Second point, more so than ever, we're looking for new opportunities and supporting new opportunities with academic researchers to help better understand the power of small data, not just for us, but for the greater ed tech and learning communities. We're putting significant focus and energy behind number one, empowering legitimate research and trials with automatized data sets that drive the trials. Number two, providing to these researchers their fundamental tooling that lets them create their own trials and their experiments to either prove or disprove what we've already created, and to help us strengthen it, and to help publicly create deeper understanding of this state of the art. We do this because we're super worried that this idea of personalized and adaptive is so nebulous, that it needs more research to be more finite and well understood, and we think that's good for our learners and teachers.

Number three, we're working on really different business models. We know there's a cost and access issue and we've seen many address that. We actually think there's a different issue. The real issue is successful access, because we know the biggest cost are students investing both dollars and time and not completing. Turn it around, when students complete great things happen, nothing new. We're partnering with innovative folks like ASU on Global Freshman Academy, and you'll see us partner with others to change the nature of the delivery model, and to change the nature of the economic model in ways that drive successful access, not just access.

Lastly, we're unlocking our platforms. Many of you might think of us as a publisher, anybody?

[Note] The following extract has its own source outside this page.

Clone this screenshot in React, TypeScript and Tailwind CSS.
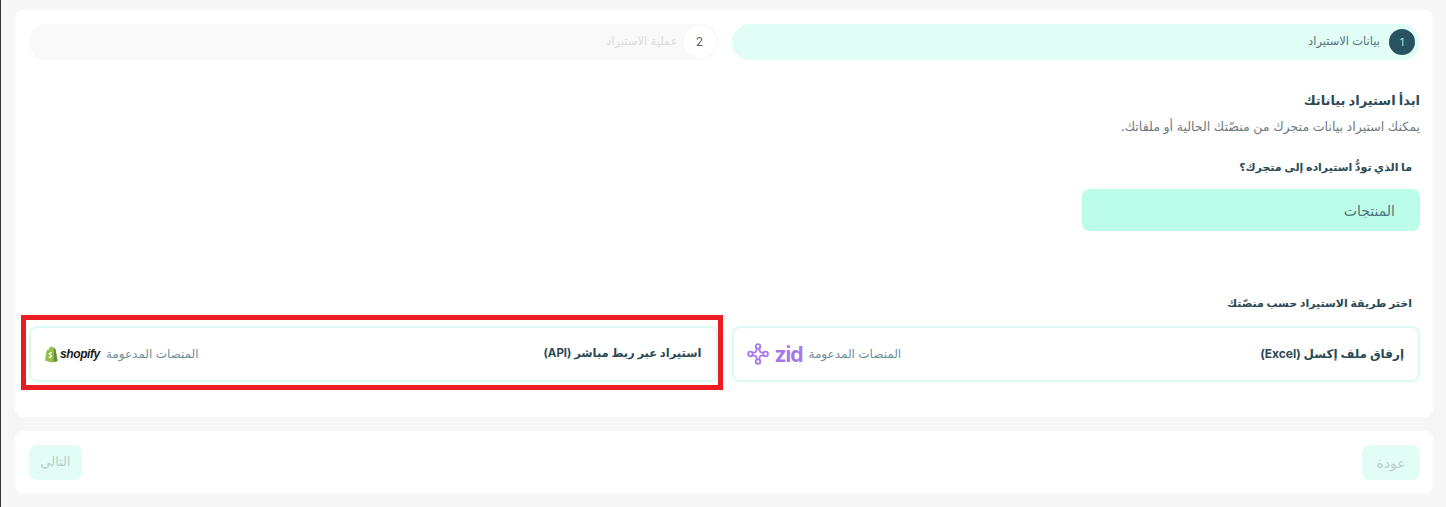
const FONT = "font-['Inter','DejaVu_Sans','Noto_Sans',sans-serif]";

function ShopifyLogo() {
  return (
    <div dir="ltr" className="flex items-center gap-[2px]">
      <svg width="14" height="17" viewBox="0 0 14 17">
        <path d="M1 14.5 2.6 4.6c.1-.4 1.2-.8 2.2-1.1C5.2 1.9 6.2.6 7.4.6c.7 0 1.2.4 1.5 1l1 .1 1.5 1.3L13.6 15 7.8 16.4Z" fill="#95bf47" />
        <path d="m10 1.8 1.4 1.2L13.6 15 9.6 16Z" fill="#5e8e3e" />
        <path d="M8.3 6.4c-.5-.3-1-.3-1.3-.3-1.4 0-2.2 1-2.2 2 0 1.3 1.9 1.4 1.9 2.2 0 .3-.3.6-.7.6-.6 0-1.2-.4-1.2-.4l-.3 1.1s.6.5 1.5.5c1.2 0 2-.8 2-2 0-1.5-1.9-1.6-1.9-2.3 0-.2.2-.5.8-.5.4 0 .9.2.9.2Z" fill="#fff" />
      </svg>
      <span className="font-['Liberation_Sans',sans-serif] text-[12px] font-bold italic leading-none tracking-[-0.4px] text-[#1c1c1c]">
        shopify
      </span>
    </div>
  );
}

function ZidLogo() {
  return (
    <div dir="ltr" className="flex items-center gap-[6px]">
      <svg width="22" height="22" viewBox="0 0 22 22" fill="none" stroke="#a678ea" strokeWidth="1.8">
        <circle cx="11" cy="3.4" r="2.3" />
        <circle cx="11" cy="18.6" r="2.3" />
        <circle cx="3.4" cy="11" r="2.3" />
        <circle cx="18.6" cy="11" r="2.3" />
        <path d="M9.6 5.4C9.8 8.6 8.6 9.8 5.4 9.6M12.4 5.4c-.2 3.2 1 4.4 4.2 4.2M9.6 16.6c.2-3.2-1-4.4-4.2-4.2M12.4 16.6c-.2-3.2 1-4.4 4.2-4.2" />
      </svg>
      <span className="font-['Inter',sans-serif] text-[21px] font-bold leading-none tracking-[-1px] text-[#a678ea]">
        zid
      </span>
    </div>
  );
}

function MethodCard({ title, titleClass, logo }: { title: string; titleClass: string; logo: React.ReactNode }) {
  return (
    <div className="flex h-[56px] items-center justify-between rounded-[8px] border-2 border-[#dcfaf4] bg-white pl-[13px] pr-[14px]">
      <span className={`${titleClass} font-bold text-[#2b4a55]`}>{title}</span>
      <div className="flex items-center gap-[6px]">
        <span className="text-[12px] text-[#6a8f9a]">المنصات المدعومة</span>
        {logo}
      </div>
    </div>
  );
}

export default function App() {
  return (
    <div
      dir="rtl"
      className={`${FONT} relative flex h-[507px] w-full flex-col gap-[14px] overflow-hidden border-l border-l-[#333] bg-[#f7f7f8] pb-[14px] pl-[14px] pr-[13px] pt-[10px]`}
    >
      <div className="flex h-[407px] flex-col rounded-[8px] bg-white pl-[14px] pr-[13px] pt-[14px]">
        <div className="grid grid-cols-2 gap-[14px]">
          <div className="flex h-[36px] items-center gap-[6px] rounded-full bg-[#e0fdf6] pr-[2px]">
            <div className="flex h-[32px] w-[32px] items-center justify-center rounded-full border-[3px] border-[#e0fdf6] bg-[#28525f] text-[11px] text-[#b5dcdc]">
              1
            </div>
            <span className="text-[11.5px] text-[#54747e]">بيانات الاستيراد</span>
          </div>
          <div className="flex h-[36px] items-center gap-[6px] rounded-full bg-[#f9f9f9] pr-[2px]">
            <div className="flex h-[32px] w-[32px] items-center justify-center rounded-full bg-white text-[12px] text-[#666]">
              2
            </div>
            <span className="text-[11.5px] text-[#dcdcdc]">عملية الاستيراد</span>
          </div>
        </div>

        <h2 className="mt-[28px] text-[13px] font-bold leading-[24px] text-[#2b4a55]">ابدأ استيراد بياناتك</h2>
        <p className="mt-[6px] text-[12.6px] leading-[18px] text-[#6e7a80]">
          يمكنك استيراد بيانات متجرك من منصّتك الحالية أو ملفاتك.
        </p>
        <p className="mt-[22px] pr-[8px] text-[11px] font-bold leading-[18px] text-[#2b4a55]">ما الذي تودُّ استيراده إلى متجرك؟</p>
        <div className="mt-[13px] flex h-[42px] w-[338px] items-center rounded-[8px] bg-[#bbfde8] pr-[25px] text-[14px] text-[#4f7580]">
          المنتجات
        </div>

        <p className="mt-[63px] pr-[8px] text-[11px] font-bold leading-[18px] text-[#2b4a55]">اختر طريقة الاستيراد حسب منصّتك</p>
        <div className="mt-[14px] grid grid-cols-2 gap-[14px]">
          <MethodCard title="إرفاق ملف إكسل (Excel)" titleClass="text-[12px]" logo={<ZidLogo />} />
          <MethodCard title="استيراد عبر ربط مباشر (API)" titleClass="text-[11.5px]" logo={<ShopifyLogo />} />
        </div>
      </div>

      <div className="flex h-[62px] items-center justify-between rounded-[8px] bg-white pl-[14px] pr-[13px]">
        <button type="button" className="flex h-[35px] w-[58px] items-center justify-center rounded-[8px] bg-[#e2fdf6] text-[14px] text-[#b9cfcc]">
          عودة
        </button>
        <button type="button" className="flex h-[35px] w-[53px] items-center justify-center rounded-[8px] bg-[#e2fdf6] text-[13px] text-[#b9cfcc]">
          التالي
        </button>
      </div>

      <div className="pointer-events-none absolute left-[20px] top-[315px] h-[75px] w-[702px] border-[5px] border-[#ec1c24]" />
    </div>
  );
}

I've heard that. Some of you know, thank you. When I was given this job the first thing I said is why me, I don't know the first thing about publishing, I only know about technology and learning. What we've come to realize is we're really good at publishing, we're really good at curation and we're really good at learning technology, and we're separating the three. Where appropriate, you'll see us unlock our technology and let other people do great things with it and we think that's cool. Where appropriate, we will publish what we think are really good learning objects. Where appropriate, we'll simply be a services partner to help build scopes and sequences that are made up of ours,, others, and our customers content.

What we care deeply about is providing all of these in a way that's open and instrumented in the purpose of the learning moment. The ask, the ask is that we all agree to open standards. The ask is that no one of us goes for global domination but does see this as an ecosystem. The ask is that in everything we do and in every investment we make we truly put that learning moment as the central outcome. I believe if we all do that there's room for everybody, and I think that's good.

We All Have Choices in Our Business Models

The reminder of why we should honor the ask is because of this. How many people have a betamax machine at home, anybody? It was superior. It was, it's way better than VHS, and it was closed. Those of you who are building your ed tech betamaxes, please stop, and please join the ecosystem. Thank you.